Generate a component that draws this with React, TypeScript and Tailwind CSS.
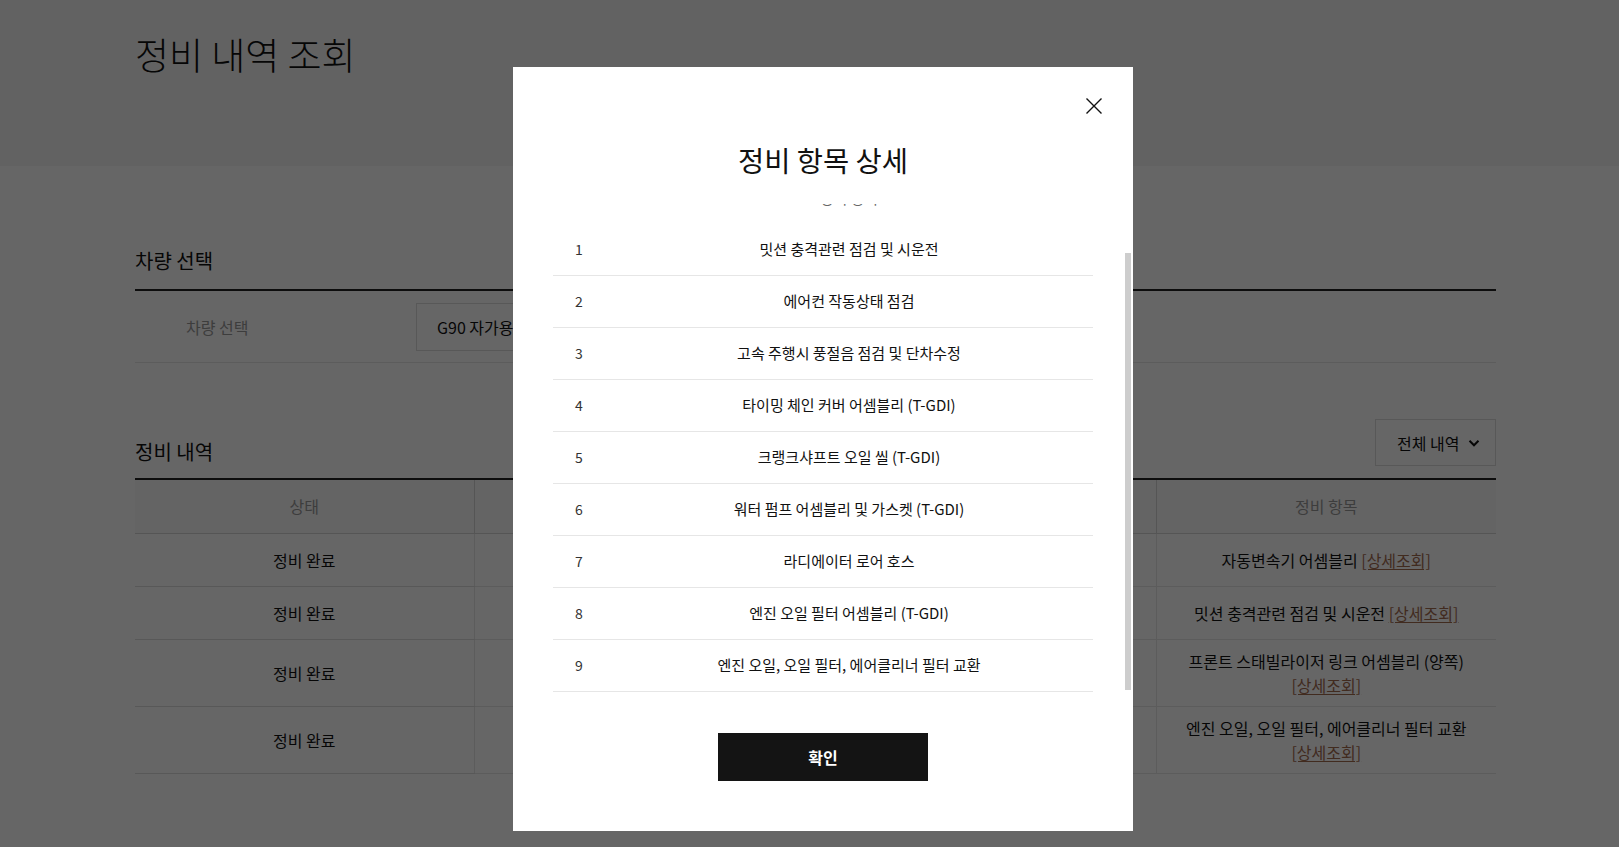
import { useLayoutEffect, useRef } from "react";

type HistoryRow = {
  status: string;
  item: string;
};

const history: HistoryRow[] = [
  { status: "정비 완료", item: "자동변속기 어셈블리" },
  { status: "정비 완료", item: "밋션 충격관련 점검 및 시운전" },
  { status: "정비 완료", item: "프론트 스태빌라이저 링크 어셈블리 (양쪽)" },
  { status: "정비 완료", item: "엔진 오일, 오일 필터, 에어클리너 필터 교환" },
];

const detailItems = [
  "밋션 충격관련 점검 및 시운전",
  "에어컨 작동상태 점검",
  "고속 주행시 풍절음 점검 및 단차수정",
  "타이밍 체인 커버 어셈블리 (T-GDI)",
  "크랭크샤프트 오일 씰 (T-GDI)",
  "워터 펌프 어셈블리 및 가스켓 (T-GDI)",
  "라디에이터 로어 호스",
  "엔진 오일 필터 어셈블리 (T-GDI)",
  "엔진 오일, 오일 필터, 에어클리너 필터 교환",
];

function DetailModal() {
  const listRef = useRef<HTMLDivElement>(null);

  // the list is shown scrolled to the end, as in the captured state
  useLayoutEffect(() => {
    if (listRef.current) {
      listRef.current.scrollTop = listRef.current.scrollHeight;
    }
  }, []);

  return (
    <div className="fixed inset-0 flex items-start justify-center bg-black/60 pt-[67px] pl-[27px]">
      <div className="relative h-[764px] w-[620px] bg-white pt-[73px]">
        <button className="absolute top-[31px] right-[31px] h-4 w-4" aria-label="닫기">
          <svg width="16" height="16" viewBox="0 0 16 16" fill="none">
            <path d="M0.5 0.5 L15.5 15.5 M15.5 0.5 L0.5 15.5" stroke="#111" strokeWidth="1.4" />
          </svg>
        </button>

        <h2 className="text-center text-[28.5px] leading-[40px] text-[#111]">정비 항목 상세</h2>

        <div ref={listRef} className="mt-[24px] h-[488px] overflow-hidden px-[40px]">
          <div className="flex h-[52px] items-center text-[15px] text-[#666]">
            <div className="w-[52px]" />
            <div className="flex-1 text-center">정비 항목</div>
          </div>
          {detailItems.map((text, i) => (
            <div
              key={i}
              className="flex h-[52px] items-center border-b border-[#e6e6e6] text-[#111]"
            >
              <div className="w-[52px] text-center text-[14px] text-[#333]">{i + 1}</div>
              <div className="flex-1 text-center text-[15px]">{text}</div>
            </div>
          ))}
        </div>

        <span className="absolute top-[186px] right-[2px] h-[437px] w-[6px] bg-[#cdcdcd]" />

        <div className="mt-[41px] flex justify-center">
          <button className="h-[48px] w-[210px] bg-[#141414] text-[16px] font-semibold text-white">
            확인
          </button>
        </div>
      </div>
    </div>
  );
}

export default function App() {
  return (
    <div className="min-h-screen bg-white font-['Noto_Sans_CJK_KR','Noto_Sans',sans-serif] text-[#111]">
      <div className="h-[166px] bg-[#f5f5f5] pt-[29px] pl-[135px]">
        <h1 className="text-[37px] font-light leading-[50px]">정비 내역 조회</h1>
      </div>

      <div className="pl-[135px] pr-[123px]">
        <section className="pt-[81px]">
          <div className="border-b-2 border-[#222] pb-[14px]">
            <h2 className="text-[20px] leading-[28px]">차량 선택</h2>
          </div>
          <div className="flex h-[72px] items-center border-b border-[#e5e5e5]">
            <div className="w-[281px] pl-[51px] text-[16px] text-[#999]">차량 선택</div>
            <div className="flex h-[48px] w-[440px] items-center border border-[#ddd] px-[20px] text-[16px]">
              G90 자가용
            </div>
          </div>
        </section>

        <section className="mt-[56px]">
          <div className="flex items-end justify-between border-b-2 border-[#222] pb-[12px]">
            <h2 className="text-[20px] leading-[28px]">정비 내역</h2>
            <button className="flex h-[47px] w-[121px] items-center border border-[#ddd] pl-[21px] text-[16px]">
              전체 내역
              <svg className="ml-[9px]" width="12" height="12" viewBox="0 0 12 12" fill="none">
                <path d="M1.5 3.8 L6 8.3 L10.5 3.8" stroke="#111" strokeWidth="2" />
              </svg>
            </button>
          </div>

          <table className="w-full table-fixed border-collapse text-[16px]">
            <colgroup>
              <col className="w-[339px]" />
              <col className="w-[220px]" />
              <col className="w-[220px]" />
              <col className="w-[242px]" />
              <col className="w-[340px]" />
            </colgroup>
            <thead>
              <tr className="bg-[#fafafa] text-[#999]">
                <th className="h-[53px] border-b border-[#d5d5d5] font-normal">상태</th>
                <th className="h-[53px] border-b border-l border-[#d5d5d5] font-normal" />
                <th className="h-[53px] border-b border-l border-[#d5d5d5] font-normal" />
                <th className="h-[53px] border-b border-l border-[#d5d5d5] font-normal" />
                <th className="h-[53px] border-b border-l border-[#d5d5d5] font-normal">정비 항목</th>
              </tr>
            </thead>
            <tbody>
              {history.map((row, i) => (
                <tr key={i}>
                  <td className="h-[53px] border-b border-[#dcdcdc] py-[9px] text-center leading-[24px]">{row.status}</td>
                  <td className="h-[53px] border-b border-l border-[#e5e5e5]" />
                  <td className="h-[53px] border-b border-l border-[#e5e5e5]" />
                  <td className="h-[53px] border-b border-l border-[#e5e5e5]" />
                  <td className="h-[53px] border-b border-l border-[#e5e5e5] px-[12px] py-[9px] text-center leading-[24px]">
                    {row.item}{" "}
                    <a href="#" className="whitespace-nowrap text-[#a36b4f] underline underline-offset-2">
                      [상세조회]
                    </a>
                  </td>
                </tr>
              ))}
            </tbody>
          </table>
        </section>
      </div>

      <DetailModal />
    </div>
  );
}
________________________
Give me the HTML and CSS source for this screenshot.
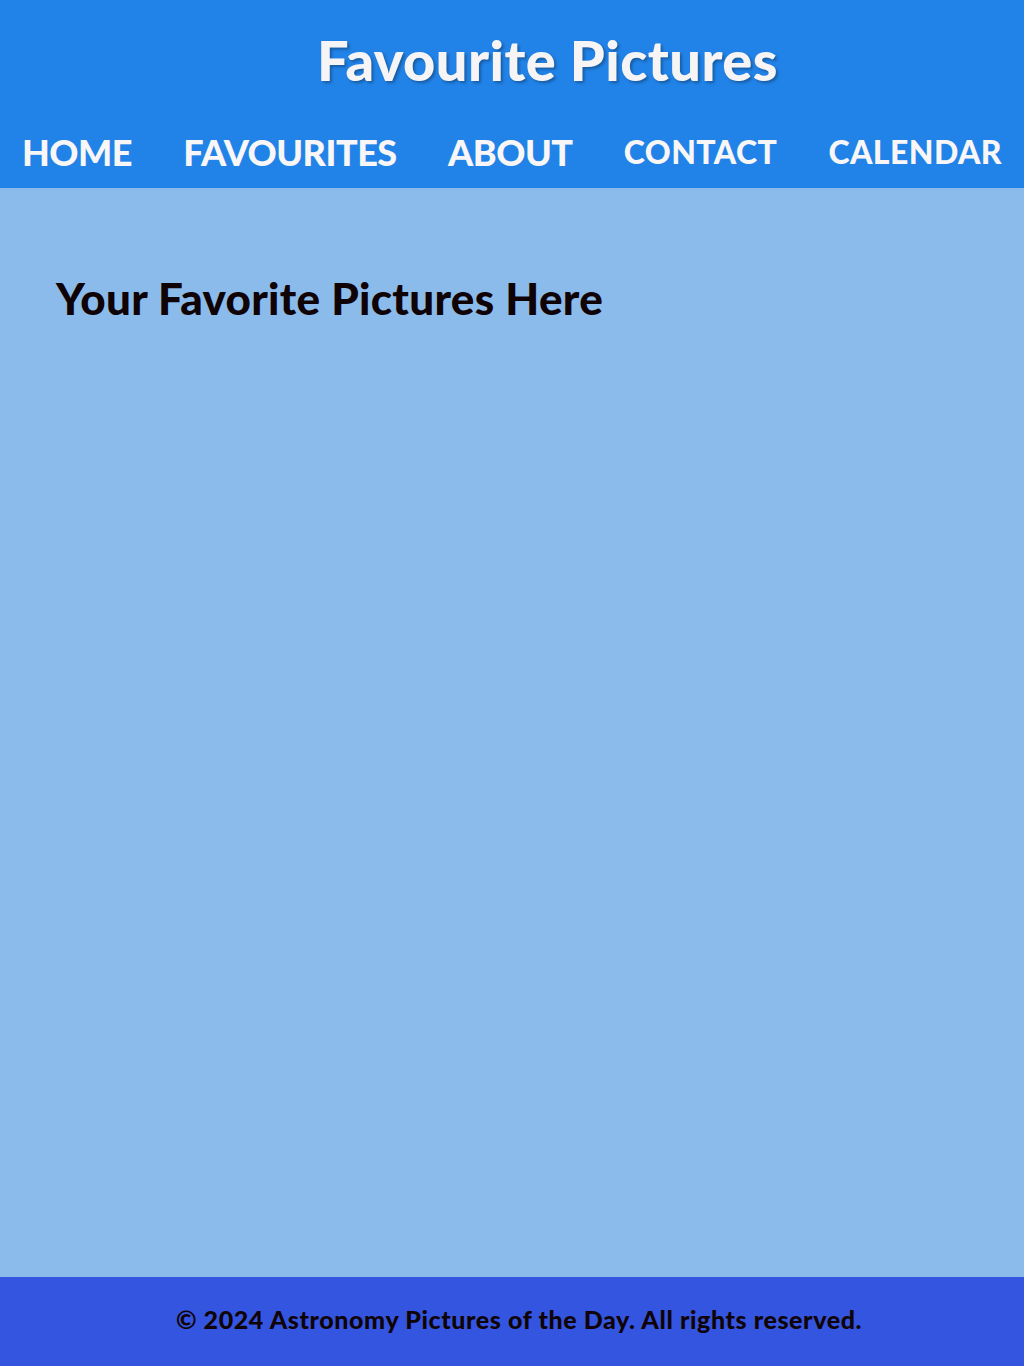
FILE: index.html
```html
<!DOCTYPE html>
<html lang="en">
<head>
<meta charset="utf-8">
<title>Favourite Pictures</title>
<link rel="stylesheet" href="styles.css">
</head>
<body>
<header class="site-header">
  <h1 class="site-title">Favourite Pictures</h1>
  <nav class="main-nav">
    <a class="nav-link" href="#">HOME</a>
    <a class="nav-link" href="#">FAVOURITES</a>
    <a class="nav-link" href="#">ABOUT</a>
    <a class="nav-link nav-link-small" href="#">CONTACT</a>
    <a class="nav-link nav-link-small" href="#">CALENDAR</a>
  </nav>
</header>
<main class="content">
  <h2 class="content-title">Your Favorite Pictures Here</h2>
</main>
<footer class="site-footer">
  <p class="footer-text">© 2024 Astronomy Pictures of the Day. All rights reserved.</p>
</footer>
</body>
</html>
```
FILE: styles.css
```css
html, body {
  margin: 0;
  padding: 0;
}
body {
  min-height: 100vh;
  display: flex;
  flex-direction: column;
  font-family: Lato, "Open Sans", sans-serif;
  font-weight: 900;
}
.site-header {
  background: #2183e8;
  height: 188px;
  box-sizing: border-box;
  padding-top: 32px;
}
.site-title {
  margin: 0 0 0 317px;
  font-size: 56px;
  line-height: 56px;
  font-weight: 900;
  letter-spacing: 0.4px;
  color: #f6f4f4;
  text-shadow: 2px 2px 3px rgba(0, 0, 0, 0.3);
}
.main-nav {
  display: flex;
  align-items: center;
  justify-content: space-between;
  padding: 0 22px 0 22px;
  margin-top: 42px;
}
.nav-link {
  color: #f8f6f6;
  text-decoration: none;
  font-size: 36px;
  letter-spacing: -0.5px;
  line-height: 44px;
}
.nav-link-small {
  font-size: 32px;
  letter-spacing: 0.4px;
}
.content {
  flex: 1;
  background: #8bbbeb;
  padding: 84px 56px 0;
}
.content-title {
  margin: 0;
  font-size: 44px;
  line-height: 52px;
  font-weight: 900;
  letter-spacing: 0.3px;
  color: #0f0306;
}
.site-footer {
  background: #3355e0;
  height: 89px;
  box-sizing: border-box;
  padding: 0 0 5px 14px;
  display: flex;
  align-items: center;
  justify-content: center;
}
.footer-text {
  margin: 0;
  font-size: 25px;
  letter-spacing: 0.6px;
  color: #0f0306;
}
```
________________________
* **WHAT IS EXPECTED**
Looking at the entries above, how many lines contain the word "this"? Answer with the number alone.

* **RESPONSE**
2